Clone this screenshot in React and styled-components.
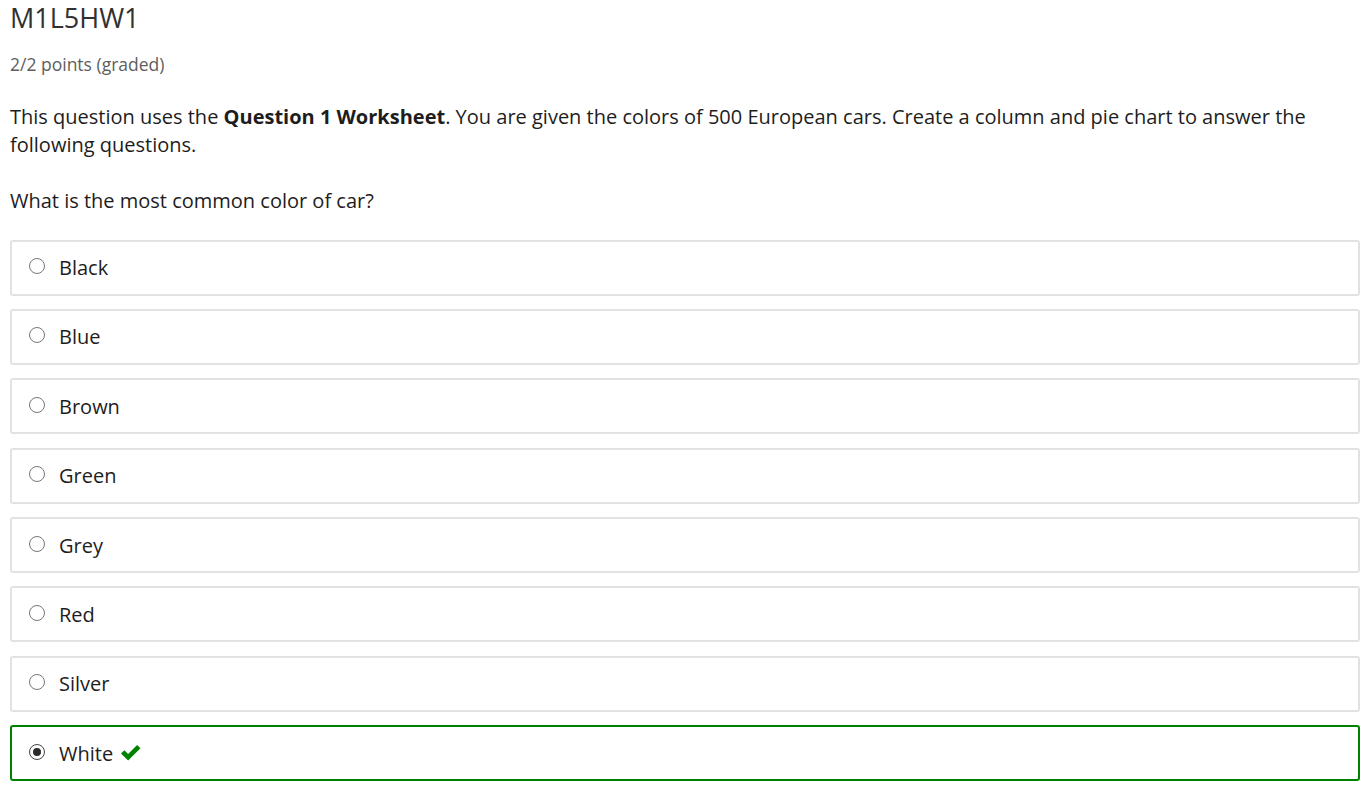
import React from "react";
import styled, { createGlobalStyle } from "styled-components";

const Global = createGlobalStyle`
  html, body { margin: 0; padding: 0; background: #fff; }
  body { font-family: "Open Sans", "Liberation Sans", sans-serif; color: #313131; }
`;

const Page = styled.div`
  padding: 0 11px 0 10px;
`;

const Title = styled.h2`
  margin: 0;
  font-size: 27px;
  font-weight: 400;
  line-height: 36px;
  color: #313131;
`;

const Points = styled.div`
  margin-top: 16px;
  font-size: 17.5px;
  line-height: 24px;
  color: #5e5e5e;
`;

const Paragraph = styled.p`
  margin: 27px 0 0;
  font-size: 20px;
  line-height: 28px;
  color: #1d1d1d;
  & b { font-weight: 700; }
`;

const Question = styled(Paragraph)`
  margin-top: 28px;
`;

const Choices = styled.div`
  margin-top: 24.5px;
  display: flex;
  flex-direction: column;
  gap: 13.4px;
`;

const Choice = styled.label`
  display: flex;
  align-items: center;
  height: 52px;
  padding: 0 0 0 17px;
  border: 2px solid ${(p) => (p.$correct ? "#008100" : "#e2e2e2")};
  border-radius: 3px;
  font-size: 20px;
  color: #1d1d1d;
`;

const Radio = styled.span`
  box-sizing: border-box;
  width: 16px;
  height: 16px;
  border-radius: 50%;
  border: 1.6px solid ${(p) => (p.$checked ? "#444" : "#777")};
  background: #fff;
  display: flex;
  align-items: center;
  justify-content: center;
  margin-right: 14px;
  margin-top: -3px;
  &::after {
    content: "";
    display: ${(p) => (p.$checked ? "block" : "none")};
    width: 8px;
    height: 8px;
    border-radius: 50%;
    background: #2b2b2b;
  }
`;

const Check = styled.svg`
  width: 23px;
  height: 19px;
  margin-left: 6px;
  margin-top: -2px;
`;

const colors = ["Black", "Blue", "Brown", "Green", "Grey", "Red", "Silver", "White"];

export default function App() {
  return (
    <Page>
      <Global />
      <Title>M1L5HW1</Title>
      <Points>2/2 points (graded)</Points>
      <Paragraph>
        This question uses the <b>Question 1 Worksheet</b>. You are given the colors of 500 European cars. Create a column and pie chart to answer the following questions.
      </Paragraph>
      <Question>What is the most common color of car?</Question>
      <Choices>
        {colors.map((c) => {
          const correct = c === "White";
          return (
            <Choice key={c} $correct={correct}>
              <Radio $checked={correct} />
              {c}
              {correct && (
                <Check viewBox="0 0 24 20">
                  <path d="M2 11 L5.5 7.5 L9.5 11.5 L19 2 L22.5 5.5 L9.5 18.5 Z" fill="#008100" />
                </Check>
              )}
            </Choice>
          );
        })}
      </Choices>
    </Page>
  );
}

— SHORT PROBLEM —
From the data above, write out everything exactly except the pictures.

— EXERCISE RESPONSE —
Clone this screenshot in React and styled-components.
import React from "react";
import styled, { createGlobalStyle } from "styled-components";

const Global = createGlobalStyle`
  html, body { margin: 0; padding: 0; background: #fff; }
  body { font-family: "Open Sans", "Liberation Sans", sans-serif; color: #313131; }
`;

const Page = styled.div`
  padding: 0 11px 0 10px;
`;

const Title = styled.h2`
  margin: 0;
  font-size: 27px;
  font-weight: 400;
  line-height: 36px;
  color: #313131;
`;

const Points = styled.div`
  margin-top: 16px;
  font-size: 17.5px;
  line-height: 24px;
  color: #5e5e5e;
`;

const Paragraph = styled.p`
  margin: 27px 0 0;
  font-size: 20px;
  line-height: 28px;
  color: #1d1d1d;
  & b { font-weight: 700; }
`;

const Question = styled(Paragraph)`
  margin-top: 28px;
`;

const Choices = styled.div`
  margin-top: 24.5px;
  display: flex;
  flex-direction: column;
  gap: 13.4px;
`;

const Choice = styled.label`
  display: flex;
  align-items: center;
  height: 52px;
  padding: 0 0 0 17px;
  border: 2px solid ${(p) => (p.$correct ? "#008100" : "#e2e2e2")};
  border-radius: 3px;
  font-size: 20px;
  color: #1d1d1d;
`;

const Radio = styled.span`
  box-sizing: border-box;
  width: 16px;
  height: 16px;
  border-radius: 50%;
  border: 1.6px solid ${(p) => (p.$checked ? "#444" : "#777")};
  background: #fff;
  display: flex;
  align-items: center;
  justify-content: center;
  margin-right: 14px;
  margin-top: -3px;
  &::after {
    content: "";
    display: ${(p) => (p.$checked ? "block" : "none")};
    width: 8px;
    height: 8px;
    border-radius: 50%;
    background: #2b2b2b;
  }
`;

const Check = styled.svg`
  width: 23px;
  height: 19px;
  margin-left: 6px;
  margin-top: -2px;
`;

const colors = ["Black", "Blue", "Brown", "Green", "Grey", "Red", "Silver", "White"];

export default function App() {
  return (
    <Page>
      <Global />
      <Title>M1L5HW1</Title>
      <Points>2/2 points (graded)</Points>
      <Paragraph>
        This question uses the <b>Question 1 Worksheet</b>. You are given the colors of 500 European cars. Create a column and pie chart to answer the following questions.
      </Paragraph>
      <Question>What is the most common color of car?</Question>
      <Choices>
        {colors.map((c) => {
          const correct = c === "White";
          return (
            <Choice key={c} $correct={correct}>
              <Radio $checked={correct} />
              {c}
              {correct && (
                <Check viewBox="0 0 24 20">
                  <path d="M2 11 L5.5 7.5 L9.5 11.5 L19 2 L22.5 5.5 L9.5 18.5 Z" fill="#008100" />
                </Check>
              )}
            </Choice>
          );
        })}
      </Choices>
    </Page>
  );
}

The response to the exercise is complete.